Let $(M_1,g_1)$ and $(M_2,g_2)$ be Riemannian manifolds of the same
dimension, and let $\phi: M_1 \to M_2$ be a smooth map.
We say that $\phi$ is a local
isometry if $g_2 (\phi_* X, \phi_* Y ) = g_1 (X, Y )$
for all $m \in M_1$ and $X, Y \in T_m M_1,$ where $\phi_* : T_m M_1 \to T_{\phi(m)} M_2$ is the
derivative of the map $\phi$ at $m.$
The relation of being locally isometric for Riemannian manifolds is not symmetric, it is of course reflexive: is it transitive?
Best Answer
The relation is transitive.
Let $\phi \colon (M_1,g_1) \to (M_2,g_2)$ and $\psi \colon (M_2,g_2) \to (M_3,g_3)$ be local isometries.

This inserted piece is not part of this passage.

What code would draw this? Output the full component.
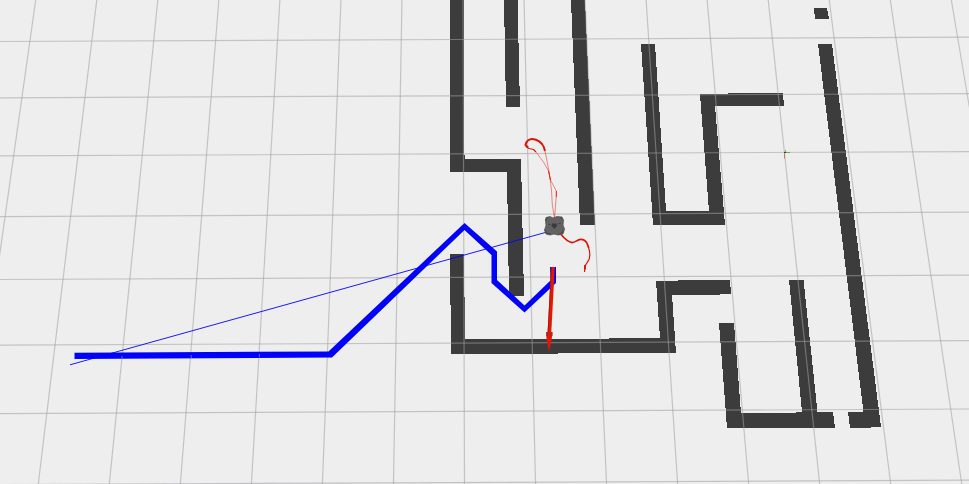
type Segment = [number, number, number, number];

const meridians: Segment[] = Array.from({ length: 16 }, (_, i) => {
  const k = i - 7;
  return [463 + k * 61.04, 0, 464.5 + k * 71.04, 484];
});

const parallels: Segment[] = [
  [0, 41.5, 969, 37.2],
  [0, 97.8, 969, 93.6],
  [0, 155.9, 969, 151.6],
  [0, 216.6, 969, 212.2],
  [0, 279.5, 969, 275.1],
  [0, 345.2, 969, 340.7],
  [0, 413.6, 969, 409],
  [0, 484.6, 969, 480.2],
];

const walls = [
  '450,0 463.5,0 464,155 465,155 465,159 521,159 524,295.6 509,295.6 507,172 450,172',
  '504,0 517.5,0 520,107 506,107',
  '571,0 585,0 595,225 580,225',
  '450,254 464,254 465,339 609,339 609,338 660,338 656,281 678,281 678,280 730,280 731,294 720,294 720,295 672,295 676,353 558,353 558,354 451,354',
  '641,44 655,44 666,211 709,211 700,94 728,94 728,93 783,93 784,106 715,106 725,225 653,225',
  '818,44 832,44 881,427 871,427 871,428 850,428 848,412 863.5,412',
  '719,323 734,323 741,413 796,413 796,412 802,412 789,280 803.5,280 817.5,412 833,412 835,428 727,428',
  '814,8 827,8 829,19 815,19',
];

function Grid() {
  return (
    <g stroke="#a0a0a4" strokeOpacity="0.55" strokeWidth="1.2">
      {[...meridians, ...parallels].map(([x1, y1, x2, y2], i) => (
        <line key={i} x1={x1} y1={y1} x2={x2} y2={y2} />
      ))}
    </g>
  );
}

function PlannedPath() {
  return (
    <g>
      <path d="M70 364.8 546 232.3" fill="none" stroke="#0000ff" strokeWidth="0.9" />
      <polygon
        points="74.5,352.8 328.5,351.4 464.5,223 497,251.5 497,280 524.5,305.5 550.5,280.5 550,267 556,267 556,283 524.5,312.6 491.5,283 491.5,255 464.5,230 332,357.500 74.5,359"
        fill="#0000ff"
      />
      <path
        d="M122 356v3M191.2 355v3M259.4 354v3.500"
        fill="none"
        stroke="#6464d8"
        strokeWidth="1"
      />
    </g>
  );
}

function Trajectories() {
  return (
    <g fill="none" stroke="#dc1400" strokeLinejoin="round">
      <path
        d="M528 147.500 525.500 145C526 141.500 529 138.800 532.500 138.900C537 139.200 542 142.500 543.800 147L545 151"
        strokeWidth="2"
      />
      <path
        d="M545 151 547 161 549.300 173 551.500 190 552.300 205 554.500 218"
        strokeWidth="0.8"
        strokeOpacity="0.6"
      />
      <path d="M526 146.500 529 148.500 533.500 149.500 536 152" strokeWidth="1.2" />
      <path
        d="M536 152 543.500 162 548.500 171 550.500 180 556.300 191 556 200 554.500 218"
        strokeWidth="0.8"
        strokeOpacity="0.6"
      />
      <path
        d="M548.500 171 550.500 180M556.400 191V197"
        strokeWidth="1"
        strokeOpacity="0.75"
      />
      <path
        d="M561 234.500C564 238 568 242 572 242.600C576 242.500 577 239.500 580.500 239.300C586 239 587.500 244 588.700 248"
        strokeWidth="1.7"
      />
      <path
        d="M588.700 248C590.500 254 590 259 587.500 262L585 266 584.500 272"
        strokeWidth="1.200"
      />
      <path d="M585 265V269.500" strokeWidth="1.8" />
    </g>
  );
}

function Drone() {
  return (
    <g>
      <path
        d="M546 217.500 550 216.600 553 218 557 216.600 562 217 563.500 220 563 225 564.500 229 563 234 558 235 554 234 550 235 546 234 544.500 230 546 225.500 545.500 220Z"
        fill="#626262"
        stroke="#505050"
        strokeWidth="0.8"
      />
      <path
        d="M546 221v-2l2-1.500M560 217.500l2.500 1.500M545 230l2 3.500 4 .5M558 234.500l4-1.500 1.500-3M548 224l3 1M558 224l3-1"
        fill="none"
        stroke="#484848"
        strokeWidth="1"
      />
      <path d="M552 223.500 556.500 223.500 557 226 554.500 229 551.500 226Z" fill="#3b3b3b" />
    </g>
  );
}

function GoalArrow() {
  return (
    <g>
      <path d="M551.200 267H554.800L551.200 334H547.500Z" fill="#e61700" />
      <path d="M551.500 267 548 334" stroke="#a31a0b" strokeWidth="0.900" />
      <path d="M546.300 332H552.300L552 337 549 352 546.300 337Z" fill="#e61700" />
      <path d="M546.300 332h2v4h-2zM551 332h1.500v4H551z" fill="#963023" />
    </g>
  );
}

function OriginAxes() {
  return (
    <g fill="none" strokeWidth="1">
      <path d="M784.500 153V158.500" stroke="#d87070" />
      <path d="M785 152.500H790" stroke="#35c535" />
      <path d="M784 152.500H786" stroke="#254c38" />
      <path d="M785.500 150V152" stroke="#9494a8" />
    </g>
  );
}

export default function App() {
  return (
    <main className="min-h-screen w-full overflow-hidden bg-[#eeeeee]">
      <svg
        className="block h-auto w-full"
        viewBox="0 0 969 484"
        role="img"
        aria-label="Robot navigation map"
      >
        <g fill="#3c3c3c" shapeRendering="crispEdges">
          {walls.map((points) => (
            <polygon key={points} points={points} />
          ))}
        </g>
        <Grid />
        <PlannedPath />
        <Trajectories />
        <Drone />
        <GoalArrow />
        <OriginAxes />
      </svg>
    </main>
  );
}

The chain rule $(\psi \circ \phi)_\ast = \psi_\ast \circ \phi_\ast$ yields for all $X,Y \in T_{m}M_1$ that $$ \begin{align*} g_{3}((\psi \circ \phi)_\ast X, (\psi \circ \phi)_\ast Y) & = g_{3}(\psi_\ast\phi_\ast X, \psi_\ast\phi_\ast Y) &&\text{chain rule}\\ &= g_{2}(\phi_\ast X, \phi_\ast Y) && \psi \text{ is a local isometry}\\ &= g_{1}(X,Y) && \phi \text{ is a local isometry} \end{align*} $$ so $\psi \circ \phi \colon (M_1,g_1) \to (M_3,g_3)$ is a local isometry.